Data driven parallel prediction of building energy consumption using generative adversarial nets

Building energy consumption prediction is becoming increasingly vital for energy management, equipment efficiency improvement, cooperation between building energy and power grid, and so on. But it is still a hard work to obtain accurate prediction results because of the complexity of the building energy behavior and the frequent undulations in the energy demand. In the building energy consumption prediction, the existing historical data are usually used to construct the traditional machine learning models and the deep learning models. However, compared with the data sets in the research domains of image recognition, speech processing and other fields, the data sets in the time series prediction of building energy consumption do not have a large quantity.
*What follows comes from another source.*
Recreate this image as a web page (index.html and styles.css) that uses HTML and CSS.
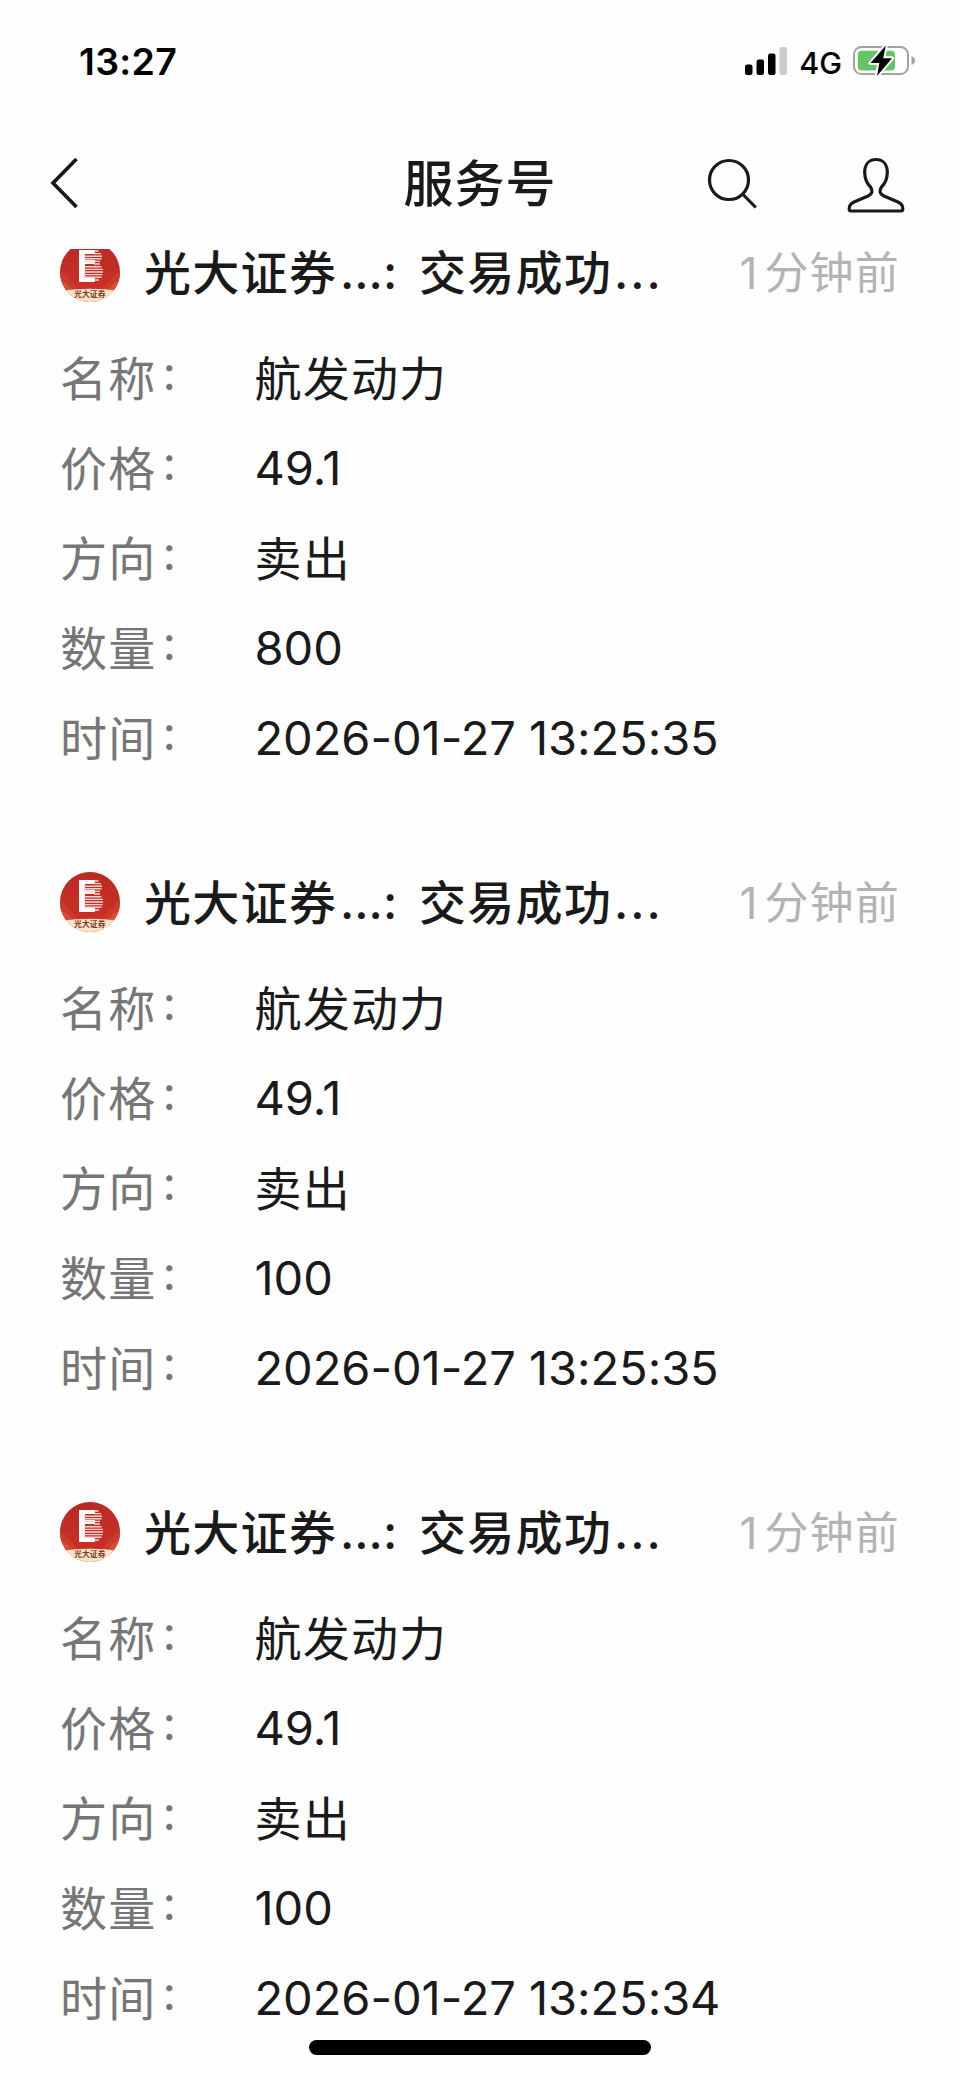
FILE: index.html
```html
<!DOCTYPE html>
<html lang="zh-CN">
<head>
<meta charset="utf-8">
<title>服务号</title>
<link rel="stylesheet" href="styles.css">
</head>
<body>
<svg class="defs" width="0" height="0" aria-hidden="true">
  <defs>
    <linearGradient id="red" x1="0" y1="0" x2="0" y2="1"><stop offset="0" stop-color="#b92a22"/><stop offset=".75" stop-color="#cb2f27"/></linearGradient>
    <clipPath id="disc"><circle cx="30" cy="30" r="30"/></clipPath>
    <symbol id="logo" viewBox="0 0 60 60">
      <g clip-path="url(#disc)">
        <rect width="60" height="60" fill="url(#red)"/>
        <path d="M0 29Q10 35 18 48H6L0 40ZM60 29Q50 35 42 48H54L60 40Z" fill="#cb3a2a"/>
        <path d="M0 38Q8 41 12 48H0ZM60 38Q52 41 48 48H60Z" fill="#d4502e"/>
        <path d="M0 49Q30 44.500 60 49V60H0Z" fill="#fae3c6"/>
        <path d="M19 8H35V12H25V18H35V22H25V35H35V40H19Z" fill="#fff"/>
        <path d="M34 9H38.500M34 11.600H41M24 14.200H42M24 16.800H41.500M24 19.400H40M34 22H40M24 24.800H41.500M24 27.400H43M24 30H43M24 32.600H42.500M24 35.200H41.500M34 38H39" fill="none" stroke="#f6d5d1" stroke-width="1.400"/>
      </g>
    </symbol>
  </defs>
</svg>
<div class="screen">
  <div class="status">
    <span class="clock">13:27</span>
    <div class="status-right">
      <svg width="42" height="30" viewBox="0 0 42 30"><rect x="0" y="18.500" width="7.500" height="10.500" rx="2.200"/><rect x="11.500" y="13.500" width="7.500" height="15.500" rx="2.200"/><rect x="23" y="7.500" width="7.500" height="21.500" rx="2.200"/><rect x="34.500" y="1" width="7.500" height="28" rx="2.200" fill="#ccc"/></svg>
      <span class="net">4G</span>
      <svg width="63" height="32" viewBox="0 0 63 32"><rect x="1" y="1.900" width="54" height="27.200" rx="7.500" fill="none" stroke="#a3a3a3" stroke-width="2"/><rect x="4.800" y="5.800" width="37.200" height="19.800" rx="4" fill="#65c466"/><path d="M58.500 11Q62 12.500 62 15.500T58.500 20Z" fill="#a3a3a3"/><path d="M32.800.5L17.500 18H26.300L24 31L39 13.200H30.200Z" stroke="#fff" stroke-width="4" stroke-linejoin="round"/><path d="M32.800.5L17.500 18H26.300L24 31L39 13.200H30.200Z"/></svg>
    </div>
  </div>
  <div class="nav">
    <svg class="back" width="30" height="54" viewBox="0 0 30 54"><path d="M27.500 3L4 27L27.500 51" fill="none" stroke="#1a1a1a" stroke-width="3.700"/></svg>
    <h1 class="nav-title">服务号</h1>
    <div class="nav-actions">
      <svg width="52" height="54" viewBox="0 0 52 54"><circle cx="22" cy="24" r="19.500" fill="none" stroke="#1a1a1a" stroke-width="3.200"/><path d="M35.500 38L48.800 51.500" stroke="#1a1a1a" stroke-width="3.200"/></svg>
      <svg width="60" height="58" viewBox="0 0 60 58"><path d="M30 3.500C22.500 3.500 18.700 9 18.700 16.500C18.700 23 20.500 27 24.500 31C27.200 35 26.200 38 22.500 39.800L7.500 46.300C4.300 47.800 3.200 50 3.200 53Q3.200 55 5 55H55Q56.800 55 56.800 53C56.800 50 55.700 47.800 52.500 46.300L37.500 39.800C33.800 38 32.800 35 35.500 31C39.500 27 41.300 23 41.300 16.500C41.300 9 37.500 3.500 30 3.500Z" fill="none" stroke="#1a1a1a" stroke-width="3.200"/></svg>
    </div>
  </div>
  <main class="feed">
    <article class="card">
      <header class="card-head"><span class="avatar"><svg width="60" height="60"><use href="#logo"/></svg><span class="avatar-text">光大证券</span></span><span class="name">光大证券</span><span class="dots">...</span><span class="sep">:</span><span class="subject">交易成功</span><span class="dots wide">...</span><time class="ago"><span class="num">1</span>分钟前</time></header>
      <dl class="rows">
        <dt>名称<i>:</i></dt><dd>航发动力</dd>
        <dt>价格<i>:</i></dt><dd class="num">49.1</dd>
        <dt>方向<i>:</i></dt><dd>卖出</dd>
        <dt>数量<i>:</i></dt><dd class="num">800</dd>
        <dt>时间<i>:</i></dt><dd class="num">2026-01-27 13:25:35</dd>
      </dl>
    </article>
    <article class="card">
      <header class="card-head"><span class="avatar"><svg width="60" height="60"><use href="#logo"/></svg><span class="avatar-text">光大证券</span></span><span class="name">光大证券</span><span class="dots">...</span><span class="sep">:</span><span class="subject">交易成功</span><span class="dots wide">...</span><time class="ago"><span class="num">1</span>分钟前</time></header>
      <dl class="rows">
        <dt>名称<i>:</i></dt><dd>航发动力</dd>
        <dt>价格<i>:</i></dt><dd class="num">49.1</dd>
        <dt>方向<i>:</i></dt><dd>卖出</dd>
        <dt>数量<i>:</i></dt><dd class="num">100</dd>
        <dt>时间<i>:</i></dt><dd class="num">2026-01-27 13:25:35</dd>
      </dl>
    </article>
    <article class="card">
      <header class="card-head"><span class="avatar"><svg width="60" height="60"><use href="#logo"/></svg><span class="avatar-text">光大证券</span></span><span class="name">光大证券</span><span class="dots">...</span><span class="sep">:</span><span class="subject">交易成功</span><span class="dots wide">...</span><time class="ago"><span class="num">1</span>分钟前</time></header>
      <dl class="rows">
        <dt>名称<i>:</i></dt><dd>航发动力</dd>
        <dt>价格<i>:</i></dt><dd class="num">49.1</dd>
        <dt>方向<i>:</i></dt><dd>卖出</dd>
        <dt>数量<i>:</i></dt><dd class="num">100</dd>
        <dt>时间<i>:</i></dt><dd class="num">2026-01-27 13:25:34</dd>
      </dl>
    </article>
  </main>
  <div class="home-indicator"></div>
</div>
</body>
</html>
```

FILE: styles.css
```css
* { box-sizing: border-box; }
body { margin: 0; background: #fefefe; color: #1a1a1a; font-family: "Noto Sans CJK SC", sans-serif; }
.defs { position: absolute; }
.screen { position: relative; width: 960px; height: 2079px; overflow: hidden; display: flex; flex-direction: column; }

.status { height: 124px; flex: none; display: flex; justify-content: space-between; padding: 0 44px 0 79px; color: #000; font-family: Inter, sans-serif; }
.clock { font-size: 37.5px; font-weight: 600; line-height: 123px; letter-spacing: .3px; white-space: nowrap; }
.status-right { display: flex; align-items: center; height: 122px; }
.net { font-size: 30.5px; font-weight: 500; margin: 2px 11px 0 12px; letter-spacing: 0; }

.nav { height: 125px; flex: none; display: grid; grid-template-columns: 1fr auto 1fr; align-items: start; padding: 0 54px 0 49px; }
.back { margin-top: 32px; }
.nav-title { margin: 0; font-size: 50px; font-weight: 500; line-height: 113px; letter-spacing: 1px; padding-left: 5px; }
.nav-actions { display: flex; justify-content: flex-end; gap: 87px; padding-top: 32px; }

.feed { flex: 1; min-height: 0; overflow: hidden; padding: 0 60px; }
.card { height: 630px; }
.card:first-child { margin-top: -22px; }
.card-head { display: flex; align-items: center; height: 90px; font-size: 47px; font-weight: 500; line-height: 86px; letter-spacing: 1.3px; white-space: nowrap; }
.card-head > span:not(.avatar), .ago { height: 90px; }
.avatar { position: relative; width: 60px; height: 60px; flex: none; margin-right: 24px; }
.avatar svg { display: block; }
.avatar-text { position: absolute; left: 14px; top: 47px; width: 40px; font-size: 7.800px; line-height: 9px; letter-spacing: .1px; color: #7a3a2c; font-weight: 700; }
.name { width: 196px; }
.dots { width: 43px; font-family: Inter, sans-serif; letter-spacing: 0; line-height: 90px; }
.sep { width: 36px; font-family: Inter, sans-serif; line-height: 90px; }
.subject { width: 195px; }
.dots.wide { letter-spacing: 2px; }
.ago { margin-left: auto; color: #b3b3b3; font-size: 44px; font-weight: 400; letter-spacing: 1.2px; }
.ago .num { margin-right: 7px; }

.rows { display: grid; grid-template-columns: 194.500px 1fr; grid-auto-rows: 90px; margin: 16px 0 0; font-size: 47px; line-height: 85px; letter-spacing: 1.2px; }
.rows dt { color: #767676; }
.rows dt i { display: inline-block; font-style: normal; font-family: Inter, sans-serif; margin-left: 6px; line-height: 1; transform: translateY(-6px); }
.rows dd { margin: 0; white-space: nowrap; }
.num { font-family: Inter, "Noto Sans CJK SC", sans-serif; letter-spacing: -.05px; }
.rows .num { line-height: 90px; }

.home-indicator { position: absolute; left: 309px; top: 2040px; width: 342px; height: 15px; border-radius: 8px; background: #000; }
```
Although the gray model can reduce the reliability on sufficient data, the model is difficult to develop, and it still needs detailed building information that may be lost in existing buildings. To overcome such issues, based on the parallel learning theory, we propose the parallel prediction scheme for the building energy consumption using Generative Adversarial Nets (GAN). The parallel prediction firstly makes use of a small number of the original data series to generate the parallel data via GAN, and then forms the mixed data set which includes the original data and the artificial data, and finally utilizes the mixed data to train the prediction models. To verify the proposed parallel prediction method, two experiments which adopts different kinds of data sets from two real-world buildings are conducted. In each experiment, the availability of the parallel data and the rationality of the parallel prediction model are evaluated, and detailed comparisons are made. Experimental results show that the parallel data have similar distributions to the original data, and the prediction models trained by the mixed data perform better than those trained only using the original data. Comparison results demonstrated that the proposed method performs best compared with the existing methods such as the information diffusion technology (IDT), the heuristic Mega-trend-diffusion (HMTD) method and the bootstrap method. The proposed parallel prediction scheme can also be extended to other time series forecasting problems, such as the electricity load forecasting, and the traffic flow prediction.